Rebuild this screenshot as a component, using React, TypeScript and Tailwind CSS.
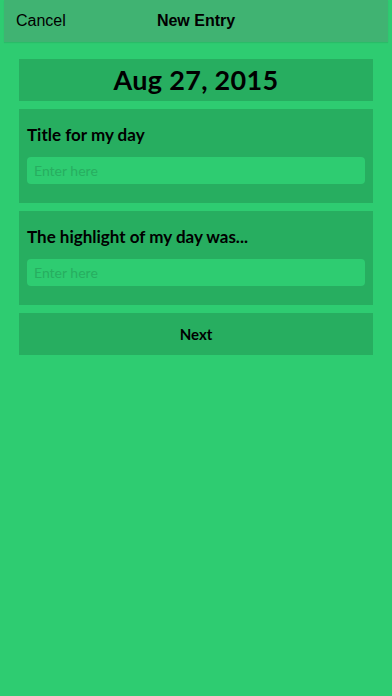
import React from "react";

export default function App() {
  const body = { fontFamily: "Lato, 'Noto Sans', sans-serif" };
  return (
    <div className="w-[392px] h-[696px] bg-[#2ecc71] flex flex-col">
      <div className="mx-[4px] h-[42px] bg-[#40b372] shadow-[0_1px_1px_rgba(0,0,0,0.08)] flex items-center relative" style={{ fontFamily: "'Liberation Sans', Arial, sans-serif" }}>
        <span className="pl-[12px] text-[16px] text-black">Cancel</span>
        <span className="absolute left-0 right-0 text-center text-[16px] font-bold text-black pointer-events-none">New Entry</span>
      </div>
      <div className="px-[19px] pt-[17px] flex flex-col gap-[8px]" style={body}>
        <div className="h-[42px] bg-[#27ae60] flex items-center justify-center">
          <span className="text-[27px] font-bold text-black tracking-[0.3px]">Aug 27, 2015</span>
        </div>
        <div className="h-[94px] bg-[#27ae60] px-[8px] pt-[14px] flex flex-col">
          <span className="text-[17px] font-bold text-black leading-[24px]">Title for my day</span>
          <div className="mt-[10px] h-[27px] rounded-[4px] bg-[#2ecc71] flex items-center px-[7px]">
            <span className="text-[14px] text-[#27ae60]">Enter here</span>
          </div>
        </div>
        <div className="h-[94px] bg-[#27ae60] px-[8px] pt-[14px] flex flex-col">
          <span className="text-[17px] font-bold text-black leading-[24px]">The highlight of my day was...</span>
          <div className="mt-[10px] h-[27px] rounded-[4px] bg-[#2ecc71] flex items-center px-[7px]">
            <span className="text-[14px] text-[#27ae60]">Enter here</span>
          </div>
        </div>
        <div className="h-[42px] bg-[#27ae60] flex items-center justify-center">
          <span className="text-[15px] font-bold text-black">Next</span>
        </div>
      </div>
    </div>
  );
}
◆ ◆ ◆ ◆
Please reproduce the listing exactly from its opening line through the line that contains "import React from", both included, with all pictures omitted.

Rebuild this screenshot as a component, using React, TypeScript and Tailwind CSS.
import React from "react";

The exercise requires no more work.